In questi anni, non sono mancati incipienti movimenti di protesta come gli indignados, Occupy Wall Street, l’onda eccetera, ma si è trattato di brevi fiammate locali che non hanno trovato un punto di riferimento internazionale. Avrebbe potuto muoversi in questa prospettiva (quantomeno europea) Tsipras, che ha buttato via l’occasione per totale insipienza politica. Speriamo che Corbyn capisca la lezione e si muova sin d’ora in questa prospettiva: in fondo, l’Inghilterra non è la Grecia ed il Partito Laburista ha peso e relazioni adeguate a principiare un simile progetto.
In un quadro di conflittualità sociale internazionale ha senso che un governo rompa unilateralmente i patti incrinando il sistema liberista mondiale.
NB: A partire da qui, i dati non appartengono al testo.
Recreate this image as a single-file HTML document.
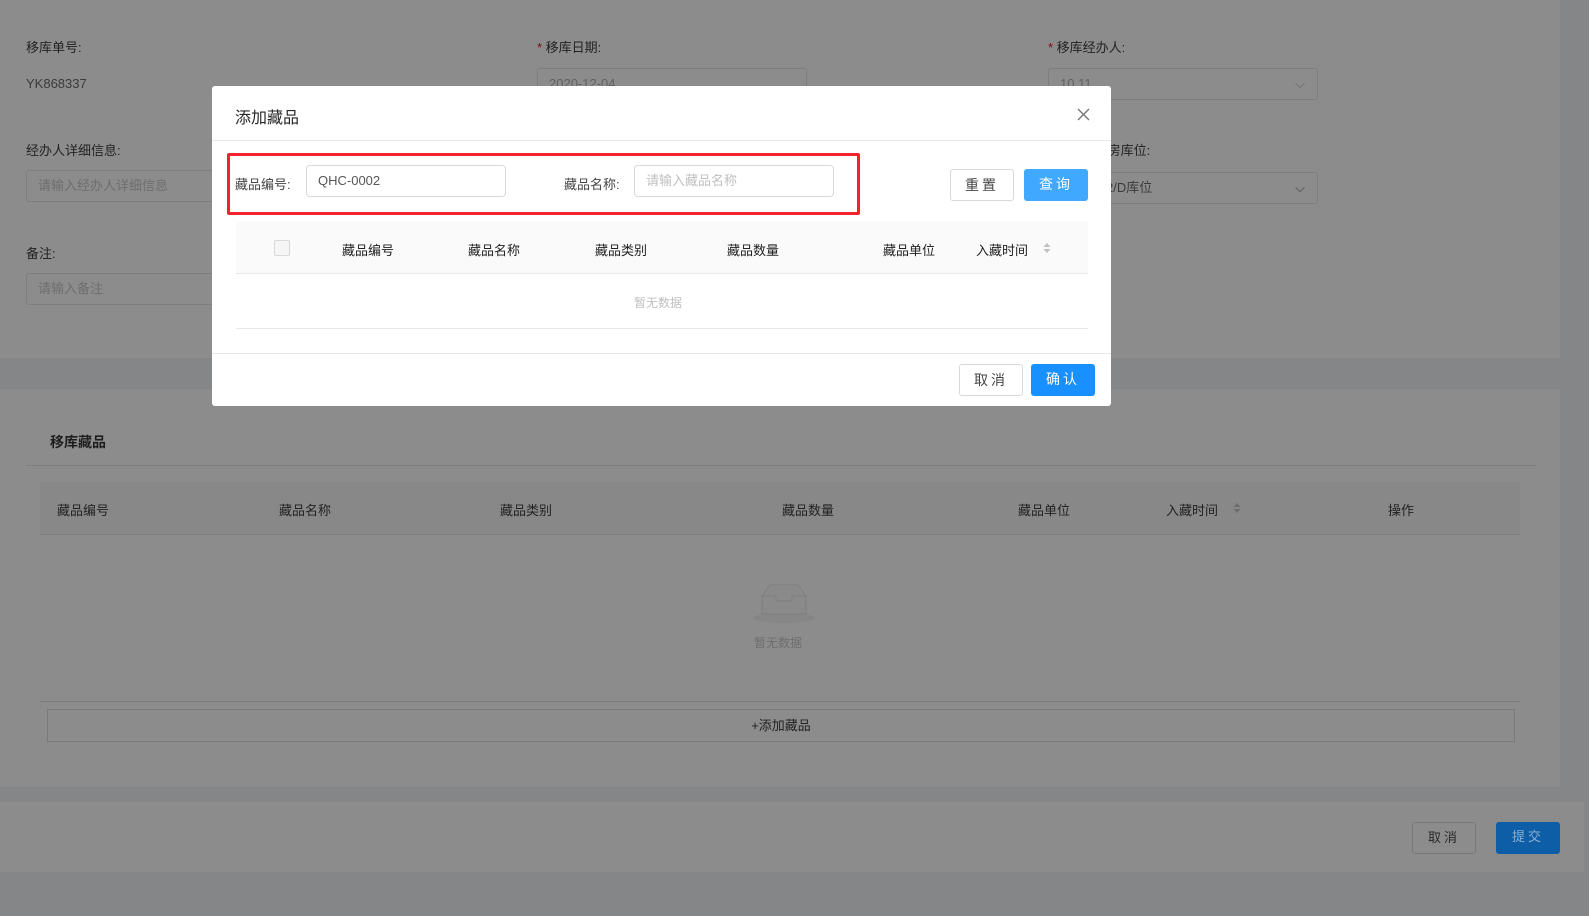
<!DOCTYPE html>
<html><head><meta charset="utf-8"><style>
*{box-sizing:border-box;margin:0;padding:0}
body{width:1589px;height:916px;position:relative;overflow:hidden;background:#858688;font-family:"Liberation Sans","Noto Sans CJK SC",sans-serif;font-size:13px;color:#262626}
.a{position:absolute}
.card{background:#8c8c8c}
.lbl{color:#232323;font-size:13px}
.inp{border:1px solid #7e7e7e;border-radius:3px;background:#8c8c8c;color:#606060;padding:0 11px;line-height:30px;font-size:13px}
.star{color:#7a0a0a}
.m{background:#fff}
.th{color:#222;font-size:13px}
.btn{border-radius:3px;text-align:center;line-height:30px;font-size:13px;letter-spacing:3px}
</style></head><body>
<div class="a card" style="left:0;top:0;width:1560px;height:358px"></div>
<div class="a lbl" style="left:26px;top:37px">移库单号:</div>
<div class="a lbl" style="left:537px;top:37px"><span class="star">*</span> 移库日期:</div>
<div class="a lbl" style="left:1048px;top:37px"><span class="star">*</span> 移库经办人:</div>
<div class="a" style="left:26px;top:76px;color:#3a3a3a">YK868337</div>
<div class="a inp" style="left:537px;top:68px;width:270px;height:32px">2020-12-04</div>
<div class="a inp" style="left:1048px;top:68px;width:270px;height:32px">10.11<span style="position:absolute;right:12px;top:0">⌵</span></div>
<div class="a lbl" style="left:26px;top:140px">经办人详细信息:</div>
<div class="a inp" style="left:26px;top:170px;width:200px;height:32px;color:#6e6e6e">请输入经办人详细信息</div>
<div class="a lbl" style="left:1060px;top:140px">* 调入库房库位:</div>
<div class="a inp" style="left:1048px;top:172px;width:270px;height:32px;color:#3a3a3a;padding-left:0"><span style="position:absolute;left:5px">新区库房2/D库位</span><span style="position:absolute;right:12px;top:0">⌵</span></div>
<div class="a lbl" style="left:26px;top:243px">备注:</div>
<div class="a inp" style="left:26px;top:273px;width:200px;height:32px;color:#6e6e6e">请输入备注</div>
<div class="a card" style="left:0;top:389px;width:1560px;height:398px"></div>
<div class="a" style="left:50px;top:432px;font-size:14px;font-weight:bold;color:#1e1e1e">移库藏品</div>
<div class="a" style="left:26px;top:465px;width:1510px;height:1px;background:#7f7f7f"></div>
<div class="a" style="left:40px;top:482px;width:1480px;height:52px;background:#888"></div>
<div class="a" style="left:40px;top:534px;width:1480px;height:1px;background:#7c7c7c"></div>
<div class="a th" style="left:57px;top:500px">藏品编号</div>
<div class="a th" style="left:279px;top:500px">藏品名称</div>
<div class="a th" style="left:500px;top:500px">藏品类别</div>
<div class="a th" style="left:782px;top:500px">藏品数量</div>
<div class="a th" style="left:1018px;top:500px">藏品单位</div>
<div class="a th" style="left:1166px;top:500px">入藏时间</div>
<svg class="a" style="left:1233px;top:502px" width="8" height="12"><path d="M0.5 5L4 1L7.5 5Z M0.5 7L4 11L7.5 7Z" fill="#6e6e6e"/></svg>
<div class="a th" style="left:1388px;top:500px">操作</div>
<svg class="a" style="left:752px;top:582px" width="64" height="42"><ellipse cx="32" cy="36" rx="31" ry="5" fill="#868686"/><path d="M10 14 L18 3 H46 L54 14 V32 H10 Z" fill="#8a8a8a" stroke="#7e7e7e"/><path d="M10 14 H24 V19 H40 V14 H54" fill="none" stroke="#7e7e7e"/></svg>
<div class="a" style="left:754px;top:634px;color:#6e6e6e;font-size:12px">暂无数据</div>
<div class="a" style="left:40px;top:701px;width:1480px;height:1px;background:#7c7c7c"></div>
<div class="a" style="left:47px;top:709px;width:1468px;height:33px;border:1px solid #7a7a7a;text-align:center;line-height:31px;color:#222">+添加藏品</div>
<div class="a card" style="left:0;top:802px;width:1584px;height:70px"></div>
<div class="a btn" style="left:1412px;top:822px;width:64px;height:32px;border:1px solid #787878;color:#2a2a2a">取消</div>
<div class="a btn" style="left:1496px;top:822px;width:64px;height:32px;background:#0d5ea6;color:#8cb0d0">提交</div>
<div class="a m" style="left:212px;top:86px;width:899px;height:320px;border-radius:3px"></div>
<div class="a" style="left:235px;top:104px;font-size:16px;color:#262626">添加藏品</div>
<svg class="a" style="left:1077px;top:108px" width="13" height="13"><path d="M1 1L12 12M12 1L1 12" stroke="#777" stroke-width="1.4"/></svg>
<div class="a" style="left:212px;top:140px;width:899px;height:1px;background:#e8e8e8"></div>
<div class="a" style="left:227px;top:153px;width:633px;height:62px;border:3px solid #f5222d;border-radius:2px"></div>
<div class="a" style="left:235px;top:174px;color:#444">藏品编号:</div>
<div class="a" style="left:306px;top:165px;width:200px;height:32px;border:1px solid #d9d9d9;border-radius:4px;padding-left:11px;line-height:30px;color:#555">QHC-0002</div>
<div class="a" style="left:564px;top:174px;color:#444">藏品名称:</div>
<div class="a" style="left:634px;top:165px;width:200px;height:32px;border:1px solid #d9d9d9;border-radius:4px;padding-left:11px;line-height:30px;color:#bfbfbf">请输入藏品名称</div>
<div class="a btn" style="left:950px;top:169px;width:64px;height:32px;border:1px solid #d9d9d9;color:#444;font-size:14px">重置</div>
<div class="a btn" style="left:1024px;top:169px;width:64px;height:32px;background:#40a9ff;color:#fff;font-size:14px">查询</div>
<div class="a" style="left:236px;top:221px;width:852px;height:53px;background:#fafafa;border-bottom:1px solid #e8e8e8"></div>
<div class="a" style="left:274px;top:240px;width:16px;height:16px;border:1px solid #d9d9d9;border-radius:2px;background:#f5f5f5"></div>
<div class="a th" style="left:342px;top:240px">藏品编号</div>
<div class="a th" style="left:468px;top:240px">藏品名称</div>
<div class="a th" style="left:595px;top:240px">藏品类别</div>
<div class="a th" style="left:727px;top:240px">藏品数量</div>
<div class="a th" style="left:883px;top:240px">藏品单位</div>
<div class="a th" style="left:976px;top:240px">入藏时间</div>
<svg class="a" style="left:1043px;top:242px" width="8" height="12"><path d="M0.5 5L4 1L7.5 5Z M0.5 7L4 11L7.5 7Z" fill="#bfbfbf"/></svg>
<div class="a" style="left:634px;top:294px;color:#bfbfbf;font-size:12px">暂无数据</div>
<div class="a" style="left:236px;top:328px;width:852px;height:1px;background:#e8e8e8"></div>
<div class="a" style="left:212px;top:353px;width:899px;height:1px;background:#e8e8e8"></div>
<div class="a btn" style="left:959px;top:364px;width:64px;height:32px;border:1px solid #d9d9d9;color:#444;font-size:14px">取消</div>
<div class="a btn" style="left:1031px;top:364px;width:64px;height:32px;background:#1890ff;color:#fff;font-size:14px">确认</div>
</body></html>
Speriamo che Corbyn, ammesso che vinca le elezioni, non lo scopra, come Tsipras, quando non ci sarà più nulla da fare. D’altro canto, se il grande capitale si muove a livello mondiale, come pensiamo che le sinistre possano farcela a livello nazionale e senza avere le proprie Davos o i propri Bilderberg?
Il secondo punto è la costruzione di una coalizione sociale capace di portare alla vittoria i laburisti in Inghilterra. E qui mettiamoci tutti in testa che non ce la si fa con uno schema di partito di corporazione operaia o con il solo lavoro dipendente. Abbiamo bisogno di una vasta coalizione sociale anticapitalista che metta insieme lavoro dipendente, lavoro autonomo e lavoro precario e che si fondi su due battaglie: quelle per il fisco e quelle per l’autoimprenditoria ed autogestione. La giustizia fiscale e la lotta al grande capitale che elude le tasse è quello che può saldare lavoro dipendente e lavoro autonomo, mentre l’autoimprenditoria e l’autogestione è quello che può saldare lavoro dipendente e precariato.
Ovviamente questo esige tanto una scelta di lotta radicale quando una offensiva che scalzi l’egemonia culturale finanziaria e imponga quella del lavoro.
Questo non è tempo di riformismo, ma di scontro frontale che esige non piccole ma grandi idee.